Here, the plaintiffs in the Underlying Litigation contend that any property damage could be restored by the repair or replacement of Dal-Tile's product, and that Dal-Tile wrongfully refused to replace its product. Therefore, exclusion m would apply to any claims for property damage to property other than Dal-Tile's product that are brought in the Underlying Litigation. See Geo Pipe, 25 S.W.3d at 906 (denying coverage under "impaired property" exclusion where property could be restored to use by the removal of the insured's products).
D. The Business Risk Exclusions Preclude Coverage, Therefore Dal-Tile's Contractual Claims Must Be Dismissed
Because exclusions k, 1, and m apply as articulated above, Dal-Tile is not entitled to coverage under the Policy for any sums it is obligated to pay as a result of the Underlying Litigation. Furthermore, the Court also agrees with Zurich that even if the claims against Dal-Tile in the Underlying Litigation were not excluded as discussed above, they also are not covered by the Policy because the claims pleaded against Dal-Tile do not allege "bodily injury" or "property damage" arising from an "occurrence" under Coverage A, or "advertising injury" or "personal injury" as required by Coverage B. The Court additionally finds merit in Zurich's argument that contractual claims such as those pleaded against Dal-Tile in the Underlying Litigation are not covered by commercial general liability policies. Accordingly, for all of these reasons, these claims must be dismissed on summary judgment.
E. Dal-Tile's Extra-contractual Claims Also Fail
The Court has determined that under the above-discussed business risk exclusions, Dal-Tile cannot prevail on its claims for declaratory relief and breach of contract. Dal-Tile has also brought "bad faith" and "late payment" claims against Zurich pursuant to Tex. Ins. Code Arts. 21.21 and 21.55. An extra-contractual claim brought under Tex. Ins. Code Art. 21.21 is dependent upon a finding of coverage. South Hampton Refining Co. v. Natl. Union Fire Ins.
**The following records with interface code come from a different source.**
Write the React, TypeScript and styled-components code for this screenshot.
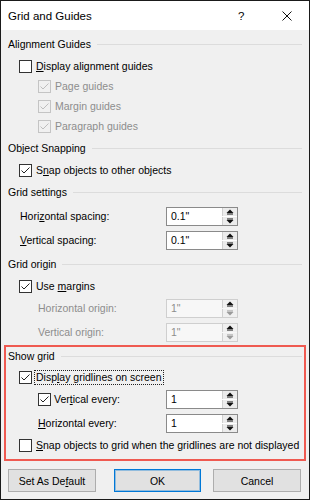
import React from 'react'
import styled, { createGlobalStyle } from 'styled-components'

const GlobalStyle = createGlobalStyle`
  html, body {
    margin: 0;
    padding: 0;
    background: #fff;
  }
  body {
    font-family: 'Liberation Sans', Arial, sans-serif;
  }
`

const Check = ({ on, disabled }: { on?: boolean; disabled?: boolean }) => (
  <Box $disabled={disabled}>
    {on && (
      <svg width="11" height="11" viewBox="0 0 11 11">
        <path
          d="M1.5 5.5 L4 8 L9.5 2.5"
          fill="none"
          stroke={disabled ? '#bdbdbd' : '#222'}
          strokeWidth="1"
        />
      </svg>
    )}
  </Box>
)

const Arrow = ({ dir, dim }: { dir: 'up' | 'down'; dim?: boolean }) => (
  <svg width="8" height="6" viewBox="0 0 8 6">
    {dir === 'up' ? (
      <>
        <polygon points="0.5,4 4,0.5 7.5,4" fill={dim ? '#9a9a9a' : '#111'} />
        <rect x="1" y="4.5" width="6" height="1" fill={dim ? '#9a9a9a' : '#111'} />
      </>
    ) : (
      <>
        <rect x="1" y="0.5" width="6" height="1" fill={dim ? '#9a9a9a' : '#111'} />
        <polygon points="0.5,2 4,5.5 7.5,2" fill={dim ? '#9a9a9a' : '#111'} />
      </>
    )}
  </svg>
)

const Spinner = ({ value, disabled }: { value: string; disabled?: boolean }) => (
  <Spin $disabled={disabled}>
    <SpinText>{value}</SpinText>
    <SpinButtons>
      <SpinButton $disabled={disabled}>
        <Arrow dir="up" />
      </SpinButton>
      <SpinButton $disabled={disabled}>
        <Arrow dir="down" dim={disabled} />
      </SpinButton>
    </SpinButtons>
  </Spin>
)

const App = () => {
  return (
    <>
      <GlobalStyle />
      <Window>
        <TitleBar>
          <Title>Grid and Guides</Title>
          <Help>?</Help>
          <Close>
            <svg width="10" height="10" viewBox="0 0 10 10">
              <path d="M0.5 0.5 L9.5 9.5 M9.5 0.5 L0.5 9.5" stroke="#111" strokeWidth="1" />
            </svg>
          </Close>
        </TitleBar>

        <Body>
          <SectionTitle>Alignment Guides</SectionTitle>
          <CheckRow $indent={11}>
            <Check />
            <span>
              <u>D</u>isplay alignment guides
            </span>
          </CheckRow>
          <CheckRow $indent={30} $disabled>
            <Check on disabled />
            <span>Page guides</span>
          </CheckRow>
          <CheckRow $indent={30} $disabled>
            <Check on disabled />
            <span>Margin guides</span>
          </CheckRow>
          <CheckRow $indent={30} $disabled>
            <Check on disabled />
            <span>Paragraph guides</span>
          </CheckRow>

          <SectionTitle>Object Snapping</SectionTitle>
          <CheckRow $indent={11}>
            <Check on />
            <span>
              S<u>n</u>ap objects to other objects
            </span>
          </CheckRow>

          <SectionTitle>Grid settings</SectionTitle>
          <FieldRow>
            <FieldLabel $indent={12}>
              <span>
                Hori<u>z</u>ontal spacing:
              </span>
            </FieldLabel>
            <Spinner value={'0.1"'} />
          </FieldRow>
          <FieldRow>
            <FieldLabel $indent={12}>
              <span>
                <u>V</u>ertical spacing:
              </span>
            </FieldLabel>
            <Spinner value={'0.1"'} />
          </FieldRow>

          <SectionTitle>Grid origin</SectionTitle>
          <CheckRow $indent={11}>
            <Check on />
            <span>
              Use <u>m</u>argins
            </span>
          </CheckRow>
          <FieldRow>
            <FieldLabel $indent={30} $disabled>
              <span>Horizontal origin:</span>
            </FieldLabel>
            <Spinner value={'1"'} disabled />
          </FieldRow>
          <FieldRow>
            <FieldLabel $indent={30} $disabled>
              <span>Vertical origin:</span>
            </FieldLabel>
            <Spinner value={'1"'} disabled />
          </FieldRow>

          <Highlight>
            <SectionTitle $h={18}>Show grid</SectionTitle>
            <CheckRow $indent={11} $top={2}>
              <Check on />
              <Focused>
                Disp<u>l</u>ay gridlines on screen
              </Focused>
            </CheckRow>
            <FieldRow>
              <FieldLabel $indent={30}>
                <Check on />
                <span>
                  Ver<u>t</u>ical every:
                </span>
              </FieldLabel>
              <Spinner value="1" />
            </FieldRow>
            <FieldRow>
              <FieldLabel $indent={30}>
                <span>
                  <u>H</u>orizontal every:
                </span>
              </FieldLabel>
              <Spinner value="1" />
            </FieldRow>
            <CheckRow $indent={11}>
              <Check />
              <span>
                <u>S</u>nap objects to grid when the gridlines are not displayed
              </span>
            </CheckRow>
          </Highlight>
        </Body>

        <Footer>
          <Button>
            <span>
              Set As De<u>f</u>ault
            </span>
          </Button>
          <PrimaryButton>OK</PrimaryButton>
          <Button>Cancel</Button>
        </Footer>
      </Window>
    </>
  )
}

export default App

const Window = styled.div`
  width: 310px;
  height: 500px;
  box-sizing: border-box;
  border: 1px solid #1a1a1a;
  background: #f0f0f0;
  display: flex;
  flex-direction: column;
  font-size: 10.5px;
  color: #000;
`

const TitleBar = styled.div`
  height: 29px;
  flex-shrink: 0;
  background: #fff;
  display: flex;
  align-items: center;
  padding: 0 17px 0 7px;
`

const Title = styled.div`
  flex: 1;
  font-size: 11.5px;
  color: #000;
`

const Help = styled.div`
  font-size: 11.5px;
  width: 6px;
  margin-right: 38px;
`

const Close = styled.div`
  width: 10px;
  height: 10px;
  display: flex;
`

const Body = styled.div`
  padding: 2px 7px 0;
  display: flex;
  flex-direction: column;
`

const SectionTitle = styled.div<{ $h?: number }>`
  height: ${({ $h }) => $h ?? 24}px;
  display: flex;
  align-items: center;
  white-space: nowrap;

  &::after {
    content: '';
    flex: 1;
    height: 1px;
    background: #dcdcdc;
    margin-left: 6px;
  }
`

const Box = styled.span<{ $disabled?: boolean }>`
  width: 13px;
  height: 13px;
  box-sizing: border-box;
  border: 1px solid ${({ $disabled }) => ($disabled ? '#c4c4c4' : '#333')};
  background: ${({ $disabled }) => ($disabled ? '#f0f0f0' : '#fff')};
  display: inline-flex;
  align-items: center;
  justify-content: center;
  flex-shrink: 0;
`

const CheckRow = styled.div<{ $indent: number; $disabled?: boolean; $top?: number }>`
  height: 20px;
  display: flex;
  align-items: center;
  gap: 4px;
  padding-left: ${({ $indent }) => $indent}px;
  margin-top: ${({ $top }) => $top ?? 0}px;
  color: ${({ $disabled }) => ($disabled ? '#8d8d8d' : '#000')};
  white-space: nowrap;
`

const Focused = styled.span`
  outline: 1px dotted #222;
  outline-offset: 0;
  padding: 0 1px;
  margin-left: -1px;
  line-height: 13px;
`

const FieldRow = styled.div`
  height: 24px;
  display: grid;
  grid-template-columns: 158px 72px;
  align-items: center;
`

const FieldLabel = styled.div<{ $indent: number; $disabled?: boolean }>`
  display: flex;
  align-items: center;
  gap: 3px;
  padding-left: ${({ $indent }) => $indent}px;
  color: ${({ $disabled }) => ($disabled ? '#8d8d8d' : '#000')};
  white-space: nowrap;
`

const Spin = styled.div<{ $disabled?: boolean }>`
  width: 72px;
  height: 19px;
  box-sizing: border-box;
  border: 1px solid ${({ $disabled }) => ($disabled ? '#cfcfcf' : '#8a8a8a')};
  background: ${({ $disabled }) => ($disabled ? '#f7f7f7' : '#fff')};
  color: ${({ $disabled }) => ($disabled ? '#8d8d8d' : '#000')};
  display: flex;
`

const SpinText = styled.div`
  flex: 1;
  padding-left: 4px;
  display: flex;
  align-items: center;
`

const SpinButtons = styled.div`
  width: 15px;
  display: flex;
  flex-direction: column;
  gap: 1px;
`

const SpinButton = styled.div<{ $disabled?: boolean }>`
  flex: 1;
  display: flex;
  align-items: center;
  justify-content: center;
  background: ${({ $disabled }) => ($disabled ? '#f0f0f0' : '#ececec')};
  border-left: 1px solid #d0d0d0;
`

const Highlight = styled.div`
  margin: 1px -4px 0;
  border: 2px solid #ef5a51;
  padding: 0 2px 4px;
  display: flex;
  flex-direction: column;
`

const Footer = styled.div`
  display: flex;
  padding: 8px 7px 0;
`

const Button = styled.div`
  width: 88px;
  height: 23px;
  box-sizing: border-box;
  border: 1px solid #adadad;
  background: #e1e1e1;
  display: flex;
  align-items: center;
  justify-content: center;
  white-space: nowrap;
`

const PrimaryButton = styled(Button)`
  width: 87px;
  margin: 0 12px 0 18px;
  border: 1px solid #0078d7;
  box-shadow: inset 0 0 0 1px rgba(0, 120, 215, 0.35);
`
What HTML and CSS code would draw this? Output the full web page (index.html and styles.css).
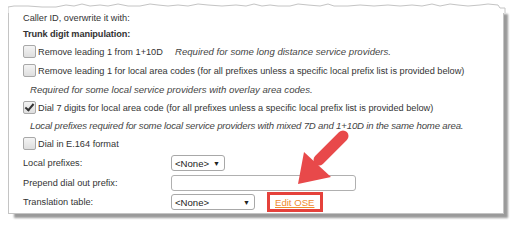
FILE: index.html
```html
<!DOCTYPE html>
<html>
<head>
<meta charset="utf-8">
<link rel="stylesheet" href="styles.css">
</head>
<body>
<div class="card">
  <svg class="torn" width="500" height="10" viewBox="0 0 500 10">
    <path d="M0 10 L0 4 L6 3 L20 3 L34 4 L48 4 L58 2 L66 3 L74 1 L82 3 L92 2 L100 3 L110 1 L120 3 L132 3 L142 1 L150 2 L160 3 L170 2 L180 3 L190 1 L200 2 L214 3 L228 2 L238 3 L246 1 L254 3 L262 2 L270 3 L282 3 L290 1 L300 2 L312 3 L320 1 L326 3 L340 3 L352 2 L366 3 L380 2 L392 3 L404 2 L414 3 L424 1 L432 3 L442 1 L450 2 L460 3 L472 2 L480 1 L490 2 L492 5 L497 5 L497 10 Z" fill="#fff" stroke="none"/>
    <path d="M0 10 L0 4 L6 3 L20 3 L34 4 L48 4 L58 2 L66 3 L74 1 L82 3 L92 2 L100 3 L110 1 L120 3 L132 3 L142 1 L150 2 L160 3 L170 2 L180 3 L190 1 L200 2 L214 3 L228 2 L238 3 L246 1 L254 3 L262 2 L270 3 L282 3 L290 1 L300 2 L312 3 L320 1 L326 3 L340 3 L352 2 L366 3 L380 2 L392 3 L404 2 L414 3 L424 1 L432 3 L442 1 L450 2 L460 3 L472 2 L480 1 L490 2 L492 5 L497 5 L497 10" fill="none" stroke="#c4c4c4" stroke-width="1"/>
  </svg>
  <div class="row h16">Caller ID, overwrite it with:</div>
  <div class="row h16 bold">Trunk digit manipulation:</div>
  <div class="row h19"><span class="cb"></span><span class="opt1">Remove leading 1 from 1+10D</span><span class="note">Required for some long distance service providers.</span></div>
  <div class="row h19"><span class="cb"></span><span>Remove leading 1 for local area codes (for all prefixes unless a specific local prefix list is provided below)</span></div>
  <div class="row h19 sub note">Required for some local service providers with overlay area codes.</div>
  <div class="row h17"><span class="cb checked"></span><span>Dial 7 digits for local area code (for all prefixes unless a specific local prefix list is provided below)</span></div>
  <div class="row h18 sub note tight">Local prefixes required for some local service providers with mixed 7D and 1+10D in the same home area.</div>
  <div class="row h19"><span class="cb"></span><span>Dial in E.164 format</span></div>
  <div class="row h20"><span class="label">Local prefixes:</span><span class="select s1">&lt;None&gt;<span class="caret">▼</span></span></div>
  <div class="row h19"><span class="label">Prepend dial out prefix:</span><span class="input"></span></div>
  <div class="row h20"><span class="label">Translation table:</span><span class="select s2">&lt;None&gt;<span class="caret">▼</span></span><span class="hl"><a class="link" href="#">Edit OSE</a></span></div>
</div>
<svg class="arrow" width="70" height="70" viewBox="0 0 70 70">
  <line x1="46" y1="6" x2="22" y2="30" stroke="#e8494a" stroke-width="11" stroke-linecap="round"/>
  <polygon points="7,22 34,47 1,54" fill="#e8494a"/>
</svg>
</body>
</html>
```

FILE: styles.css
```css
html, body {
  margin: 0;
  padding: 0;
  background: #fff;
}
body {
  width: 518px;
  height: 228px;
  position: relative;
  overflow: hidden;
  font-family: "Liberation Sans", Arial, sans-serif;
  font-size: 9.2px;
  color: #333;
}
.card {
  position: relative;
  margin: 8px 0 0 8px;
  width: 496px;
  height: 206px;
  border: 1px solid #c4c4c4;
  border-top: none;
  background: #fff;
  padding: 2px 0 0 14px;
  box-sizing: border-box;
  box-shadow: 5px 5px 2px -1px #9a9a9a;
}
.torn {
  position: absolute;
  left: -1px;
  top: -5px;
}
.row {
  display: flex;
  align-items: center;
  white-space: nowrap;
  position: relative;
}
.h16 { height: 16px; }
.h17 { height: 17px; }
.h18 { height: 18px; }
.h19 { height: 19px; }
.h20 { height: 20px; }
.bold { font-weight: bold; letter-spacing: -0.1px; }
.note { font-style: italic; color: #444; font-size: 9.6px; }
.tight { letter-spacing: -0.17px; }
.sub { padding-left: 7px; }
.cb {
  width: 11px;
  height: 11px;
  border: 1px solid #a8a8a8;
  border-radius: 2px;
  background: linear-gradient(#f4f4f4, #dedede);
  margin-right: 2px;
  position: relative;
  flex: none;
}
.cb.checked::after {
  content: "";
  position: absolute;
  left: 3px;
  top: 0px;
  width: 3px;
  height: 7px;
  border: solid #333;
  border-width: 0 2px 2px 0;
  transform: rotate(40deg);
}
.opt1 { width: 137px; }
.label { width: 148px; flex: none; }
.select {
  display: flex;
  align-items: center;
  justify-content: space-between;
  height: 14px;
  border: 1px solid #a8a8a8;
  border-radius: 3px;
  padding: 0 4px 0 3px;
  box-sizing: content-box;
  background: #fff;
  color: #222;
  font-size: 9.6px;
}
.s1 { width: 45px; }
.s2 { width: 75px; }
.caret { font-size: 7px; color: #222; }
.input {
  width: 183px;
  height: 14px;
  border: 1px solid #b0b0b0;
  border-radius: 3px;
  background: #fff;
}
.hl {
  margin-left: 12px;
  border: 3px solid #e5413b;
  height: 14px;
  width: 40px;
  padding: 0 5px 0 5px;
  display: flex;
  align-items: center;
}
.link {
  color: #f08a2e;
  text-decoration: underline;
  font-size: 9.6px;
}
.arrow {
  position: absolute;
  left: 297px;
  top: 130px;
}
```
Co., 875 F. Supp. 382, 384 (E.D. Tex. 1995); U.S. Fire Ins. Co. v. Millard, 847 S.W.2d 668, 672 (Tex.App.-Houston [1st Dist.] 1993, no writ). An insurer is not liable on a bad faith claim if there was no coverage under the pertinent policy. Liberty Natl. Fire Ins. Co. v. Akin, 927 S.W.2d 627, 629 (Tex. 1996). Therefore, Zurich is also entitled to summary judgment on Dal-Tile's Art. 21.21 claim.
Dal-Tile's claim under Tex. Ins. Code Art. 21.55 is also without merit. The relevant portion of the statute provides that
[i]f it is determined as a result of arbitration or litigation that a claim received by an insurer is invalid and therefore should not be paid by the insurer, the requirements of subsection (f) of this section shall not apply in such case.
Tex. Ins. Code Art. 21.55, § 3(g). Because the Court has determined that Dal-Tile's claim of coverage under the Policy is invalid, Zurich also is not liable to Dal-Tile under Art. 21.55. Furthermore, the Court agrees with Zurich that Dal-Tile's claim of coverage under the Policy is not a "first-party" claim, which is a threshold requirement for a "late payment" claim under Article 21.55. Because the Policy is one for third-party liability insurance, Dal-Tile cannot prevail on this claim for this additional reason.
III. Plaintiff Dal-Tile Corporation's Motion for Partial Summary Judgment
For the reasons stated above with respect to Zurich's motion for summary judgment, this motion is denied.
IV. Other Pending Motions
Also before the Court are Dal-Tile's Motion for Leave to submit additional summary judgment evidence, and Zurich's Motion for Leave to File Sur-Reply to Plaintiff's Reply to Response to Motion for Partial Summary Judgment. With respect to Dal-Tile's Motion for Leave to submit additional summary judgment evidence, the Court finds that it reaches the same conclusion whether or not the additional evidence is considered. Thus, this motion is denied as moot. Because the Court has granted Zurich's Motion for Summary Judgment, and denied Dal-Tile's Motion for Partial Summary Judgment, Defendant Zurich's Motion for Leave to File Sur-Reply to Plaintiff's Reply to Response to Motion for Partial Summary Judgment is also denied as moot.
V. Conclusion
For the foregoing reasons, Plaintiff Dal-Tile Corporation's Motion for Partial Summary Judgment is denied, and Defendant's Motion for Summary Judgment is granted. Plaintiff's claims are hereby dismissed with prejudice. Plaintiff Dal-Tile Corporation's Motion for Leave to submit additional summary judgment evidence, and Defendant's Motion for Leave to File Sur-Reply to Plaintiff's Reply to Response to Motion for Partial Summary Judgment are both denied as moot. Judgment will be entered by separate document.